→ **Stated task**
Which lines below hold the word "that"? Copy all of them.

[Recorded data]
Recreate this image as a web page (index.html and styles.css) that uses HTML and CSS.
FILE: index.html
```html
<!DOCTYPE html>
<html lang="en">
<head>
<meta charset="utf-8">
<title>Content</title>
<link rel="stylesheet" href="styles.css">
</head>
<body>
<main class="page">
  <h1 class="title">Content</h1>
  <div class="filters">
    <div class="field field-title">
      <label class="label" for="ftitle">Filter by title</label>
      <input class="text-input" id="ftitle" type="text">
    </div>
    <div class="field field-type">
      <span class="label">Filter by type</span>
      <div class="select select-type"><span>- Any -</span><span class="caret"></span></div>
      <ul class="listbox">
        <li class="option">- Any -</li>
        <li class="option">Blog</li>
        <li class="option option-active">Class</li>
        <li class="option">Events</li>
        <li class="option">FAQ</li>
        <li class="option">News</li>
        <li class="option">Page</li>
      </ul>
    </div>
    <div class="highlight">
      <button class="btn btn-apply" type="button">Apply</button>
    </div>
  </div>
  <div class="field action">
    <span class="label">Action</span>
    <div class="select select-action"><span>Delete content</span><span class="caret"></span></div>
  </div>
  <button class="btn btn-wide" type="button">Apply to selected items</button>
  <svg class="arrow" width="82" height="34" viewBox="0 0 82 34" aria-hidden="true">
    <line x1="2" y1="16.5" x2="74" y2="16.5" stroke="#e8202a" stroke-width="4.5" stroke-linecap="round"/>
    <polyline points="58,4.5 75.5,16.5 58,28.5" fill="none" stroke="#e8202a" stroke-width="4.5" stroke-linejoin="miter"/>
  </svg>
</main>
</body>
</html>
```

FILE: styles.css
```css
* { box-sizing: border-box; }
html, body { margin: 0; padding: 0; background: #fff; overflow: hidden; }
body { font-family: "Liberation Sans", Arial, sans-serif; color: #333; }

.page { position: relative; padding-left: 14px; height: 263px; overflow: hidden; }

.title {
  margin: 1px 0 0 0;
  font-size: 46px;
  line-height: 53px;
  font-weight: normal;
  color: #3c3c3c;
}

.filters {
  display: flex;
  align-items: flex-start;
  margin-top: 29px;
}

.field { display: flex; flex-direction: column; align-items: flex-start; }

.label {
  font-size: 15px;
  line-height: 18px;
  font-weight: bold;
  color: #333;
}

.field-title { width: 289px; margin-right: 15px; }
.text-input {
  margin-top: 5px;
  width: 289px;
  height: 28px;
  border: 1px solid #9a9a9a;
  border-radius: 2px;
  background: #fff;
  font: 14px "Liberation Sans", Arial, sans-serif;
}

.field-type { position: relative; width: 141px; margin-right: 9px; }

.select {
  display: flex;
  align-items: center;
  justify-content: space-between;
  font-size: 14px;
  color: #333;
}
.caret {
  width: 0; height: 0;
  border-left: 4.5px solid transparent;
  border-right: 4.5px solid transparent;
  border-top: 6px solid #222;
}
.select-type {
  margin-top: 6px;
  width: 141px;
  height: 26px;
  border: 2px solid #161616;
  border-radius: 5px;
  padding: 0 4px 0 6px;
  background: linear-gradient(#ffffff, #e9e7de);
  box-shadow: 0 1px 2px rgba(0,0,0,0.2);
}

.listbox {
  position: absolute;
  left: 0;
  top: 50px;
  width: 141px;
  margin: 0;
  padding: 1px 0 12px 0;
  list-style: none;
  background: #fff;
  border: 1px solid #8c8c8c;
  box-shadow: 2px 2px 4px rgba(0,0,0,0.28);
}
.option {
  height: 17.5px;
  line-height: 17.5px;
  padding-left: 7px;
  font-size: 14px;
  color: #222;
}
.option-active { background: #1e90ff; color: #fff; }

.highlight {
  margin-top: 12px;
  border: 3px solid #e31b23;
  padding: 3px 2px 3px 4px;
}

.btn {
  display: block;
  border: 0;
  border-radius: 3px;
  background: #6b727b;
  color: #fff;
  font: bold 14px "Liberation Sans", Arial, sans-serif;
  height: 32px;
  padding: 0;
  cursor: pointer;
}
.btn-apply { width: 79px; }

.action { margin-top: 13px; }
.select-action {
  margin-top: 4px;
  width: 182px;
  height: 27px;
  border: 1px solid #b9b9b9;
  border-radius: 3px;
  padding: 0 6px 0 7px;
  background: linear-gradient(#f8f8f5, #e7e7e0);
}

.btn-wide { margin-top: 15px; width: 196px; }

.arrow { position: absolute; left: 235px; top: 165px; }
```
==
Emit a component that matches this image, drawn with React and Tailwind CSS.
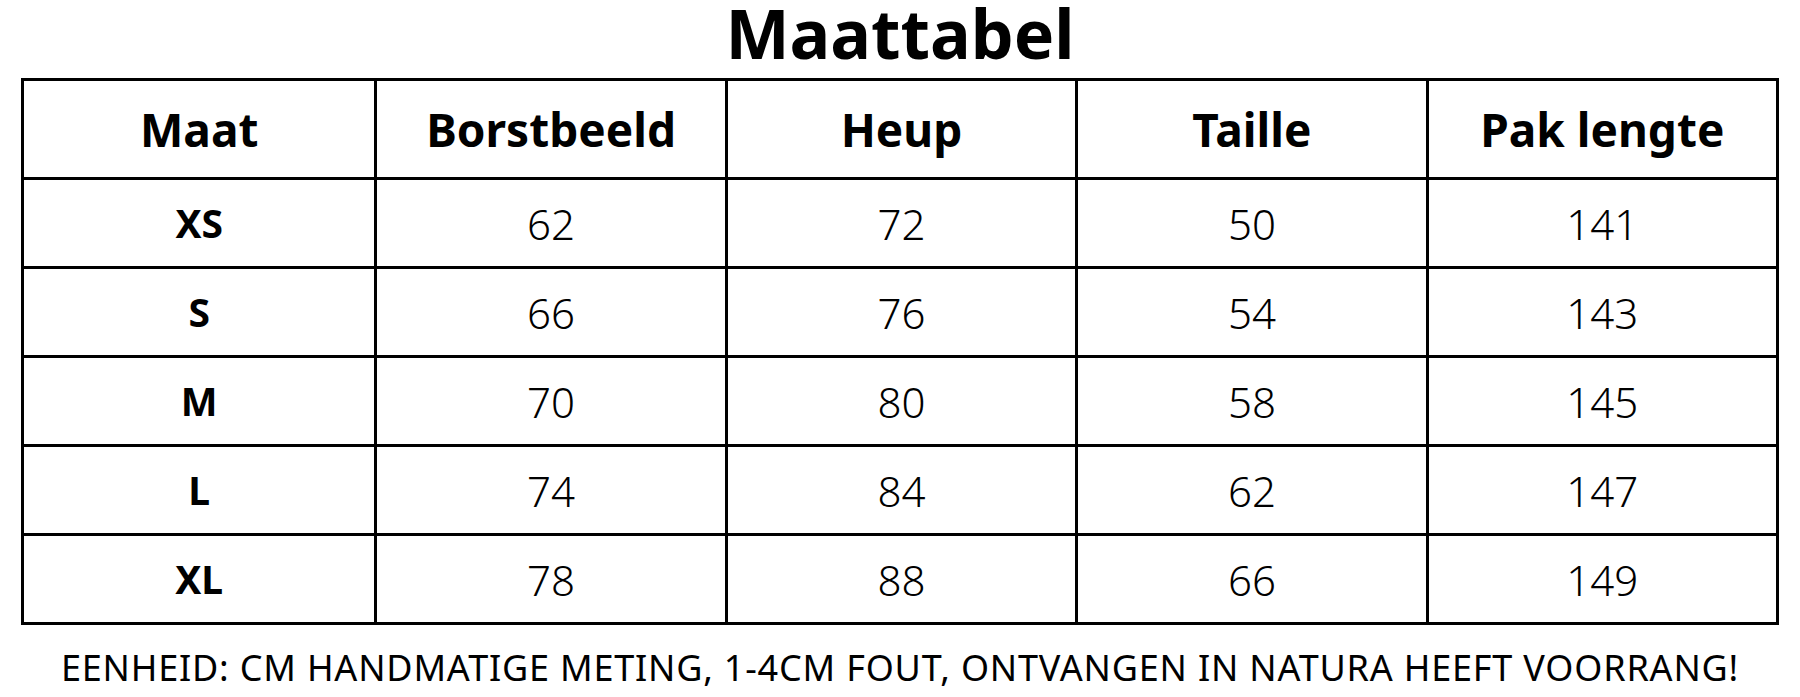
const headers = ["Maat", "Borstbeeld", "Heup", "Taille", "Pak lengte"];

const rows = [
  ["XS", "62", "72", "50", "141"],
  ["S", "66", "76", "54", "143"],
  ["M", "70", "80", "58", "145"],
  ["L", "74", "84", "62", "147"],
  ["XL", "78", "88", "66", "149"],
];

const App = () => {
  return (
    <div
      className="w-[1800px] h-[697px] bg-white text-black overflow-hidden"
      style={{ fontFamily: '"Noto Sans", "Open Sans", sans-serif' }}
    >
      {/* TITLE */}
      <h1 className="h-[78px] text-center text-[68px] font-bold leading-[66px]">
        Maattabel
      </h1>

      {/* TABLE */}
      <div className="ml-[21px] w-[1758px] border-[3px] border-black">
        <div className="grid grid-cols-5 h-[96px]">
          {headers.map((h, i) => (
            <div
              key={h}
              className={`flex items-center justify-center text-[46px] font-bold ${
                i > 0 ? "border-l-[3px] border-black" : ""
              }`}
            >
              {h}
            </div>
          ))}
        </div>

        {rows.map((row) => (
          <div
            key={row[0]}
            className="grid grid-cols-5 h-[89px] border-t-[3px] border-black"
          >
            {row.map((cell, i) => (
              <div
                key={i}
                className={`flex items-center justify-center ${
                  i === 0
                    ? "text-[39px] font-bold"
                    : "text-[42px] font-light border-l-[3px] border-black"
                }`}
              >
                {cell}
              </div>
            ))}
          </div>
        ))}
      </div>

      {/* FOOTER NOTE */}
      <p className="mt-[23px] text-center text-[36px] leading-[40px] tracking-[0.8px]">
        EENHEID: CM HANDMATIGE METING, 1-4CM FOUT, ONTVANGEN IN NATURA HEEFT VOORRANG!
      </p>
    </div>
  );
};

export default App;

→ **Answer**
Recreate this image as a web page (index.html and styles.css) that uses HTML and CSS.
Emit a component that matches this image, drawn with React and Tailwind CSS.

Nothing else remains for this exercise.